The overall demographics of all buyers in the survey was largely unchanged from 2013.  Sixty-five percent of buyers were married couples, 16 percent single women, 9 percent single men and 8 percent unmarried couples. 

Eighty-eight percent of survey respondents used a mortgage to purchase their home with younger buyers financing 97 percent of the time and older buyers (over 64 years of age) 64 percent.  First time buyers made a median down payment of 6 percent and repeat buyers 13 percent.  About a quarter of first time buyers said saving up for a downpayment had been difficult and 57 percent of those said student loan obligations had delayed accumulating the necessary funds compared to 54 percent last year.  First-time buyers tended to use other resources in addition to their own savings - 26 percent received a gift from friends or relatives, 6 percent received a loan from family or friends, and ten percent sold investments or tapped into a 401(k) fund.

Ninety-three percent of entry-level buyers chose a fixed-rate mortgage.  Low-downpayment FHA-backed mortgages were chosen by 35 percent, down from 39 percent in 2013.  Nine percent obtained a no-downpayment VA loan.  

Yun said that, by comparison, 56 percent of first-time buyers had used an FHA loan in 2010 but "FHA premiums are too high in relation to default rates and have likely dissuaded some prospective first-time buyers from entering the market.
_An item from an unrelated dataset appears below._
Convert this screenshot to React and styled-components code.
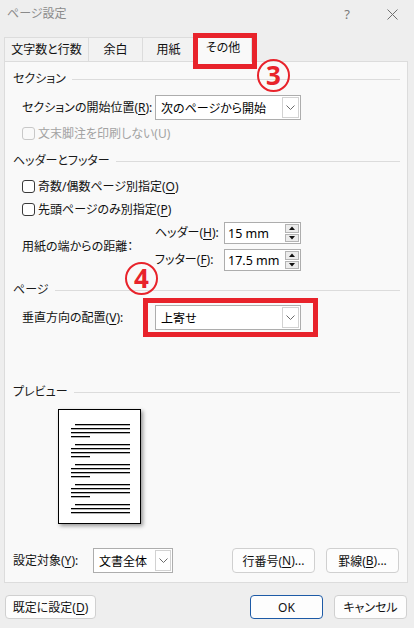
import React from "react";
import styled, { createGlobalStyle } from "styled-components";

const FONT = `"Noto Sans", "Noto Sans CJK JP", sans-serif`;
const RED = "#e8232b";

const Global = createGlobalStyle`
  html, body { margin: 0; padding: 0; background: #eeeeee; }
  body {
    font-family: ${FONT};
    font-size: 12px;
    color: #111;
    font-feature-settings: "palt" 1;
  }
  * { box-sizing: border-box; }
`;

const Window = styled.div`
  position: relative;
  width: 414px;
  height: 628px;
  overflow: hidden;
  background: #eeeeee;
  display: flex;
  flex-direction: column;
`;

const TitleBar = styled.div`
  height: 37px;
  display: flex;
  align-items: flex-start;
  padding: 6px 16px 0 7px;
  color: #8a8a8a;
  line-height: 16px;
`;

const TitleText = styled.span`
  font-size: 12px;
`;

const TitleControls = styled.div`
  margin-left: auto;
  display: flex;
  align-items: center;
  gap: 37px;
  height: 16px;
`;

const Help = styled.span`
  font-size: 13px;
  color: #7a7a7a;
`;

const TabRow = styled.div`
  height: 24px;
  display: flex;
  align-items: flex-end;
  padding-left: 4px;
`;

const Tab = styled.div`
  position: relative;
  width: ${(p) => p.$w}px;
  height: ${(p) => (p.$active ? 28 : 24)}px;
  margin-bottom: ${(p) => (p.$active ? -1 : 0)}px;
  z-index: ${(p) => (p.$active ? 1 : 0)};
  background: ${(p) => (p.$active ? "#f9f9f9" : "#f2f2f2")};
  border: 1px solid #dcdcdc;
  border-bottom: none;
  border-left: ${(p) => (p.$first ? "1px solid #dcdcdc" : "none")};
  display: flex;
  justify-content: center;
  padding-top: ${(p) => (p.$active ? 5 : 4)}px;
  font-size: 12px;
  line-height: 16px;
  color: #111;
`;

const Panel = styled.div`
  margin: 0 6px 0 4px;
  height: 522px;
  background: #f9f9f9;
  border: 1px solid #dcdcdc;
  padding: 0 7px 9px 8px;
  display: flex;
  flex-direction: column;
`;

const GroupHeader = styled.div`
  display: flex;
  align-items: center;
  gap: 6px;
  height: 16px;
  line-height: 16px;
  margin-top: ${(p) => p.$mt}px;
  color: #1a1a1a;
  &::after {
    content: "";
    flex: 1;
    height: 1px;
    background: #dcdcdc;
  }
`;

const Row = styled.div`
  display: flex;
  align-items: center;
  margin-left: 9px;
  margin-top: ${(p) => p.$mt}px;
`;

const Label = styled.span`
  width: ${(p) => p.$w}px;
  flex: none;
  line-height: 16px;
  color: ${(p) => (p.$disabled ? "#a3a3a3" : "#111")};
`;

const Key = styled.span`
  text-decoration: underline;
  text-underline-offset: 2px;
`;

const Select = styled.div`
  width: ${(p) => p.$w}px;
  height: 25px;
  flex: none;
  border: 1px solid #adadad;
  background: #fff;
  display: flex;
`;

const SelectText = styled.span`
  flex: 1;
  display: flex;
  align-items: center;
  padding-left: 5px;
  color: #000;
`;

const DropBtn = styled.span`
  width: ${(p) => p.$w || 17}px;
  margin: 1px;
  border: 1px solid #d2d2d2;
  background: #fff;
  display: flex;
  align-items: center;
  justify-content: center;
`;

const CheckRow = styled.label`
  display: flex;
  align-items: center;
  gap: 3px;
  height: 16px;
  margin-left: 9px;
  margin-top: ${(p) => p.$mt}px;
  color: ${(p) => (p.$disabled ? "#a3a3a3" : "#111")};
`;

const Box = styled.span`
  width: 13px;
  height: 13px;
  border: 1px solid ${(p) => (p.$disabled ? "#c8c8c8" : "#3a3a3a")};
  border-radius: 3px;
  background: ${(p) => (p.$disabled ? "#f9f9f9" : "#fff")};
  flex: none;
`;

const SpinGrid = styled.div`
  display: grid;
  grid-template-columns: 69px 77px;
  row-gap: 5px;
  align-items: center;
`;

const Spin = styled.div`
  width: 77px;
  height: 22px;
  border: 1px solid #adadad;
  background: #fff;
  display: flex;
`;

const SpinText = styled.span`
  flex: 1;
  display: flex;
  align-items: center;
  padding-left: 3px;
  font-size: 12.5px;
  color: #000;
`;

const SpinBtns = styled.span`
  width: 14px;
  margin: 1px 1px 1px 0;
  display: flex;
  flex-direction: column;
  gap: 1px;
`;

const SpinBtn = styled.span`
  flex: 1;
  border: 1px solid #b4b4b4;
  background: #ececec;
  display: flex;
  align-items: center;
  justify-content: center;
`;

const PreviewPage = styled.div`
  margin: 9px 0 0 45px;
  width: 83px;
  height: 115px;
  background: #fff;
  border: 1px solid #000;
  box-shadow: 2px 2px 4px rgba(0, 0, 0, 0.4);
  flex: none;
`;

const BottomRow = styled.div`
  display: flex;
  align-items: center;
  margin-top: 24px;
  height: 25px;
`;

const Button = styled.button`
  width: ${(p) => p.$w}px;
  height: ${(p) => p.$h || 24}px;
  margin-left: ${(p) => p.$ml || 0}px;
  border: 1px solid ${(p) => (p.$primary ? "#1d5aa6" : "#d0d0d0")};
  border-radius: 4px;
  background: #fdfdfd;
  font-family: ${FONT};
  font-feature-settings: "palt" 1;
  font-size: 12px;
  color: #111;
  padding: 0;
  display: flex;
  align-items: center;
  justify-content: center;
`;

const ButtonBar = styled.div`
  display: flex;
  align-items: center;
  height: 24px;
  margin-top: 12px;
  padding: 0 7px 0 5px;
`;

const Spacer = styled.div`
  flex: 1;
`;

const RedBox = styled.div`
  position: absolute;
  left: ${(p) => p.$x}px;
  top: ${(p) => p.$y}px;
  width: ${(p) => p.$w}px;
  height: ${(p) => p.$h}px;
  border: 5px solid ${RED};
  pointer-events: none;
  z-index: 5;
`;

const Badge = styled.div`
  position: absolute;
  left: ${(p) => p.$x}px;
  top: ${(p) => p.$y}px;
  width: 33px;
  height: 33px;
  border: 2.5px solid ${RED};
  border-radius: 50%;
  color: ${RED};
  font-family: "Noto Sans", sans-serif;
  font-weight: 700;
  font-size: 26px;
  line-height: 28px;
  text-align: center;
  z-index: 6;
`;

const Chevron = () => (
  <svg width="9" height="5" viewBox="0 0 9 5">
    <path d="M0.5 0.5 L4.5 4.5 L8.5 0.5" fill="none" stroke="#6a6a6a" strokeWidth="1" />
  </svg>
);

const Tri = ({ up }) => (
  <svg width="6" height="4" viewBox="0 0 6 4">
    <path d={up ? "M0 4 L3 0.5 L6 4 Z" : "M0 0 L3 3.5 L6 0 Z"} fill="#111" />
  </svg>
);

const CloseIcon = () => (
  <svg width="11" height="11" viewBox="0 0 11 11">
    <path d="M0.5 0.5 L10.5 10.5 M10.5 0.5 L0.5 10.5" stroke="#6f6f6f" strokeWidth="1" />
  </svg>
);

const PageLines = () => {
  const groups = [14, 34, 54, 74, 94];
  const lines = [];
  groups.forEach((y, gi) => {
    const n = gi === 4 ? 3 : 4;
    for (let i = 0; i < n; i++) {
      let x1 = 12;
      let x2 = 71;
      if (i === 0) x1 = 16;
      if (i === 3) x2 = 31;
      lines.push(<rect key={`${gi}-${i}`} x={x1} y={y + i * 4} width={x2 - x1} height="1.3" fill="#000" />);
    }
  });
  return (
    <svg width="81" height="113" viewBox="0 0 81 113">
      {lines}
    </svg>
  );
};

const DropSelect = ({ w, text, btn }) => (
  <Select $w={w}>
    <SelectText>{text}</SelectText>
    <DropBtn $w={btn}>
      <Chevron />
    </DropBtn>
  </Select>
);

const SpinBox = ({ value }) => (
  <Spin>
    <SpinText>{value}</SpinText>
    <SpinBtns>
      <SpinBtn>
        <Tri up />
      </SpinBtn>
      <SpinBtn>
        <Tri />
      </SpinBtn>
    </SpinBtns>
  </Spin>
);

export default function App() {
  return (
    <>
      <Global />
      <Window>
        <TitleBar>
          <TitleText>ページ設定</TitleText>
          <TitleControls>
            <Help>?</Help>
            <CloseIcon />
          </TitleControls>
        </TitleBar>

        <TabRow>
          <Tab $w={85} $first>文字数と行数</Tab>
          <Tab $w={54}>余白</Tab>
          <Tab $w={52}>用紙</Tab>
          <Tab $w={57} $active>その他</Tab>
        </TabRow>

        <Panel>
          <GroupHeader $mt={9}>セクション</GroupHeader>
          <Row $mt={8}>
            <Label $w={133}>
              セクションの開始位置(<Key>R</Key>):
            </Label>
            <DropSelect w={146} text="次のページから開始" />
          </Row>
          <CheckRow $mt={5} $disabled>
            <Box $disabled />
            文末脚注を印刷しない(U)
          </CheckRow>

          <GroupHeader $mt={12}>ヘッダーとフッター</GroupHeader>
          <CheckRow $mt={9}>
            <Box />
            <span>
              奇数/偶数ページ別指定(<Key>O</Key>)
            </span>
          </CheckRow>
          <CheckRow $mt={7}>
            <Box />
            <span>
              先頭ページのみ別指定(<Key>P</Key>)
            </span>
          </CheckRow>
          <Row $mt={5}>
            <Label $w={133}>用紙の端からの距離：</Label>
            <SpinGrid>
              <Label $w={69}>
                ヘッダー(<Key>H</Key>):
              </Label>
              <SpinBox value="15 mm" />
              <Label $w={69}>
                フッター(<Key>F</Key>):
              </Label>
              <SpinBox value="17.5 mm" />
            </SpinGrid>
          </Row>

          <GroupHeader $mt={11}>ページ</GroupHeader>
          <Row $mt={7}>
            <Label $w={133}>
              垂直方向の配置(<Key>V</Key>):
            </Label>
            <DropSelect w={146} text="上寄せ" />
          </Row>

          <GroupHeader $mt={54}>プレビュー</GroupHeader>
          <PreviewPage>
            <PageLines />
          </PreviewPage>

          <BottomRow>
            <Label $w={80}>
              設定対象(<Key>Y</Key>):
            </Label>
            <DropSelect w={80} btn={16} text="文書全体" />
            <Button $w={83} $h={25} $ml={59}>
              行番号(<Key>N</Key>)...
            </Button>
            <Button $w={73} $h={25} $ml={11}>
              罫線(<Key>B</Key>)...
            </Button>
          </BottomRow>
        </Panel>

        <ButtonBar>
          <Button $w={91}>
            既定に設定(<Key>D</Key>)
          </Button>
          <Spacer />
          <Button $w={73} $primary>
            OK
          </Button>
          <Button $w={73} $ml={11}>
            キャンセル
          </Button>
        </ButtonBar>

        <RedBox $x={193} $y={33} $w={64} $h={36} />
        <Badge $x={257} $y={59}>3</Badge>
        <RedBox $x={143} $y={298} $w={175} $h={39} />
        <Badge $x={125} $y={262}>4</Badge>
      </Window>
    </>
  );
}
The current high mortgage insurance added to their monthly payment is likely causing some young adults to forgo taking out a loan."  

While buyers used a wide variety of resources in searching for a home, the Internet was fairly universal, utilized by 92 percent and 87 percent consulted a real estate agent.  Mobile or tablet applications were used by 50 percent of purchasers while the old standbys of yard signs and open houses were used by slightly less than half.
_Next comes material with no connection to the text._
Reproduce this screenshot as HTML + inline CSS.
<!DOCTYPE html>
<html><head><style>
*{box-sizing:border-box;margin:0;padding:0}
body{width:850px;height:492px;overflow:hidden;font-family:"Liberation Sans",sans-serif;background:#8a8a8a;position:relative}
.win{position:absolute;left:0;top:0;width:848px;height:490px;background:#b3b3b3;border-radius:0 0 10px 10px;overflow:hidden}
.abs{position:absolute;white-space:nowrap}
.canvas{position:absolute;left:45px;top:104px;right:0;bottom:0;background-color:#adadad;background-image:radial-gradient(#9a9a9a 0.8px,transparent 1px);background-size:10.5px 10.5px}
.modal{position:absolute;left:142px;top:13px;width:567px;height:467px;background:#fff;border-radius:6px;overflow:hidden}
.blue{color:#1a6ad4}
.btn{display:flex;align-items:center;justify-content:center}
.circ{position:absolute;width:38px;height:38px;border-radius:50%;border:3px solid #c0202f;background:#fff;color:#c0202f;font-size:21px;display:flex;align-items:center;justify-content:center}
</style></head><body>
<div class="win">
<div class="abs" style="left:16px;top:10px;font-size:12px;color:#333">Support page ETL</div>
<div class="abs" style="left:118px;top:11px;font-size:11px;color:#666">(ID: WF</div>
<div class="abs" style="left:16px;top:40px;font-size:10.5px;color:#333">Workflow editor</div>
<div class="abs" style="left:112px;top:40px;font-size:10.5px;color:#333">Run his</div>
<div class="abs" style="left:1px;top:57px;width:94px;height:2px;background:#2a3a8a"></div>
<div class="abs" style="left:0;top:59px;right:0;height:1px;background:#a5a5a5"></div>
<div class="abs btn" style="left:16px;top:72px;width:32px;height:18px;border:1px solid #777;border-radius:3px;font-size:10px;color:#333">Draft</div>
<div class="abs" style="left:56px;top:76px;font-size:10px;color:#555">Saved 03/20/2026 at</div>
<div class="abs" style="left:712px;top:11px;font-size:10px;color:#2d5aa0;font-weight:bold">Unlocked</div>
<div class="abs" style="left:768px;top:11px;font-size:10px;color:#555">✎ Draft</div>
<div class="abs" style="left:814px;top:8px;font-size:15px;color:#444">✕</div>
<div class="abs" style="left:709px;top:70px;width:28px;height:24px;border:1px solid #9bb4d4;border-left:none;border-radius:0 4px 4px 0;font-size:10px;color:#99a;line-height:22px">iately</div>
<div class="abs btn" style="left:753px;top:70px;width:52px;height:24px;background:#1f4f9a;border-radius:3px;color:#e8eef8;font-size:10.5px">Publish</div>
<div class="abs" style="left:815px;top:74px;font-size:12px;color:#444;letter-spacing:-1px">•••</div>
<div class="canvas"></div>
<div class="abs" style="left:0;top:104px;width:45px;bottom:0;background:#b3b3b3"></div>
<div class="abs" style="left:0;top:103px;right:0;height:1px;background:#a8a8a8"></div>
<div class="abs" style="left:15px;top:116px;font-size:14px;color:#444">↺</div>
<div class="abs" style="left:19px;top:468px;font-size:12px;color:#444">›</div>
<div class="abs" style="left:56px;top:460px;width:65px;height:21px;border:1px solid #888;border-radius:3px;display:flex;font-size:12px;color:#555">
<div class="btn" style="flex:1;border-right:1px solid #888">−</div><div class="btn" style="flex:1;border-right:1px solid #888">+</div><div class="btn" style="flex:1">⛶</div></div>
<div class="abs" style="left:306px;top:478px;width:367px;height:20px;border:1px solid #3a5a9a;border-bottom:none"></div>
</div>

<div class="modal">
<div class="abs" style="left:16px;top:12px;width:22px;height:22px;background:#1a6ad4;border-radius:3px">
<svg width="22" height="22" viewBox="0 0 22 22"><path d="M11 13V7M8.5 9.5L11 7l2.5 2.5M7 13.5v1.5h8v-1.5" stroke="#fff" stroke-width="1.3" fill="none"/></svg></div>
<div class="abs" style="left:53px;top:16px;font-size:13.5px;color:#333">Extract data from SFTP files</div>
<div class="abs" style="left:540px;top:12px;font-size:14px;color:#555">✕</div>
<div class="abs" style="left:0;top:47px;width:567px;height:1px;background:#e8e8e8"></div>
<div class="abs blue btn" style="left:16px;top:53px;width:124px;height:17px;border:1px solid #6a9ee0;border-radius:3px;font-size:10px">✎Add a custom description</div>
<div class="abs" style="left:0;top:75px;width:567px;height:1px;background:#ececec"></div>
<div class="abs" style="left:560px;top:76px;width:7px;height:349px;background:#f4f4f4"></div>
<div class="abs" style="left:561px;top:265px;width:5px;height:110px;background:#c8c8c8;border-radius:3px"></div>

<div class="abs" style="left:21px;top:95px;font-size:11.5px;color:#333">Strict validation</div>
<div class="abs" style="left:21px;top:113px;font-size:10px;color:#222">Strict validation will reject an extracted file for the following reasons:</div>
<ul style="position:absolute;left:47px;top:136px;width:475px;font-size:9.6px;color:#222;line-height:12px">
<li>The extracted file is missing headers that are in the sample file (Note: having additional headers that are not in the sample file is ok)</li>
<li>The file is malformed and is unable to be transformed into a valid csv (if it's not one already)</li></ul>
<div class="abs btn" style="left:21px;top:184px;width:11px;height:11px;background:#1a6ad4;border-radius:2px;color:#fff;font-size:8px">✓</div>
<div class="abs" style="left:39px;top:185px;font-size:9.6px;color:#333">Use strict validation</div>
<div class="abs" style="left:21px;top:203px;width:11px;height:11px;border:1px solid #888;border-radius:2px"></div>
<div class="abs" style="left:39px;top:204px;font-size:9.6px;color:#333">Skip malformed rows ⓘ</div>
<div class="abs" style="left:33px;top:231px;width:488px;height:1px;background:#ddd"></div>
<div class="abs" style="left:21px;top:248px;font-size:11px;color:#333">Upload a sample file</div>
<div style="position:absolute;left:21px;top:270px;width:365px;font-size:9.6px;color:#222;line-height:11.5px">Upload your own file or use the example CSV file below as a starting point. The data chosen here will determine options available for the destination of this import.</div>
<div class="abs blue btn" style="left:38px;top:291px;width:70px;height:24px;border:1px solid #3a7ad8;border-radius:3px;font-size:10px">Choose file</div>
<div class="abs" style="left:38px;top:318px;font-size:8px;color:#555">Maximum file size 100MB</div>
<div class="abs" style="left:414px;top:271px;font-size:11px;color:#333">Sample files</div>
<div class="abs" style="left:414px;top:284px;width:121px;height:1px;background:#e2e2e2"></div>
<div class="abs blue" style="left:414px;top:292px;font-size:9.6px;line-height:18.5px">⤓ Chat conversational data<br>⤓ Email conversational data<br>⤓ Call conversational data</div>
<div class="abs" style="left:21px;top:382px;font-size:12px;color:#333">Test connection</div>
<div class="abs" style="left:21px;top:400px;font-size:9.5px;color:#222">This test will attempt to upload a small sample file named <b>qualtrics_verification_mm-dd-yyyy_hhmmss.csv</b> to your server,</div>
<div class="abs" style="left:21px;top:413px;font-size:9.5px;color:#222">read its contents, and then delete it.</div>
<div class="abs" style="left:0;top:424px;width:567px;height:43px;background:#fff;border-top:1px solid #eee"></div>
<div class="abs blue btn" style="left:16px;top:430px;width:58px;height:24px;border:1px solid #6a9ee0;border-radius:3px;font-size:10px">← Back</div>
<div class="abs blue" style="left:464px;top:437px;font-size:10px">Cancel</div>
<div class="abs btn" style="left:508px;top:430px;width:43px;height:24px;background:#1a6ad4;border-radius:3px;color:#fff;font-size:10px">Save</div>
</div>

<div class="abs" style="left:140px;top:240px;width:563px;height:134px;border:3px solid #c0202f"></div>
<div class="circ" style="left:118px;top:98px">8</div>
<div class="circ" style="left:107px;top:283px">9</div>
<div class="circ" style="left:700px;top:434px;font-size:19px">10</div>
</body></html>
Buyers most frequently learned first about the home they purchased from the Internet, 43 percent.  This was the same percentage as last year but up from 36 percent in 2009.  One third learned first from a real estate agent; 9 percent a yard sign or open house; 6 percent from a friend, neighbor or relative; 5 percent from home builders; 3 percent directly from the seller; and 1 percent a print or newspaper ad.
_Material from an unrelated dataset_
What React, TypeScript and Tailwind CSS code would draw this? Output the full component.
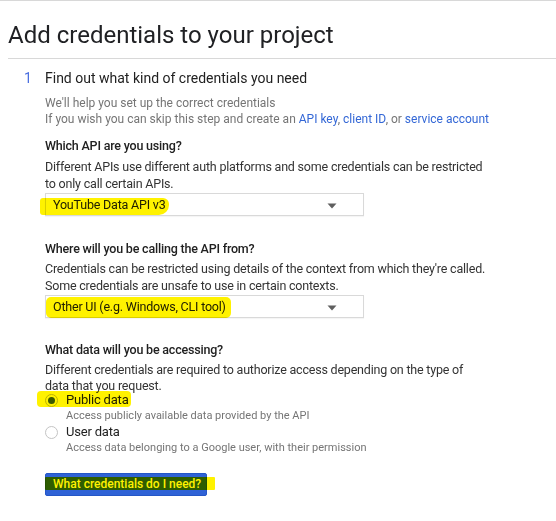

The typical buyer visited 10 homes and bought two weeks quicker than last year (10 weeks compared to 12 in 2013). Overall, 89 percent were satisfied with the buying process.

Seventy-nine percent of respondents purchased a detached single-family home, 8 percent a townhouse or row house, 8 percent a condo and 6 percent some other kind of housing. First-time home buyers were slightly more likely (10 percent) to purchase a townhouse or a condo than repeat buyers (7 percent). The typical home had three bedrooms and two bathrooms.

Recent sellers responding to the NAR survey this year were typically 54 years old, married and with a household income of $96,700.  Sellers had lived in their homes for ten years - a new high for tenure in the home and attributable in part to the housing crash.   Seventeen percent said they had wanted to sell earlier but were stalled because their home had been worth less than their mortgage.

Sellers realized a median equity gain of $30,100 ($25,000 in 2013) - a 17 percent increase (13 percent last year) over the original purchase price. Sellers who owned a home for one year to five years typically reported higher gains than those who owned a home for six to 10 years, underlining the price swings since the recession.

The median selling time dropped from five weeks on the market last year to four.  Sellers moved a median distance of 20 miles and approximately 71 percent moved to a larger or comparably sized home.

For the past three years, 88 percent of sellers have sold with the assistance of an agent and only nine percent of sales have been for-sale-by-owner, or FSBO sales, the same as last year and 2010 and 2012.  The record high for FSBO sales was 20 percent in 1987.

NAR's buyer and seller survey is conducted by mail.  A 127-question survey was sent in July to buyers who had purchased a home between July 2013 and June 2014.  A total of 6,572 responses were received.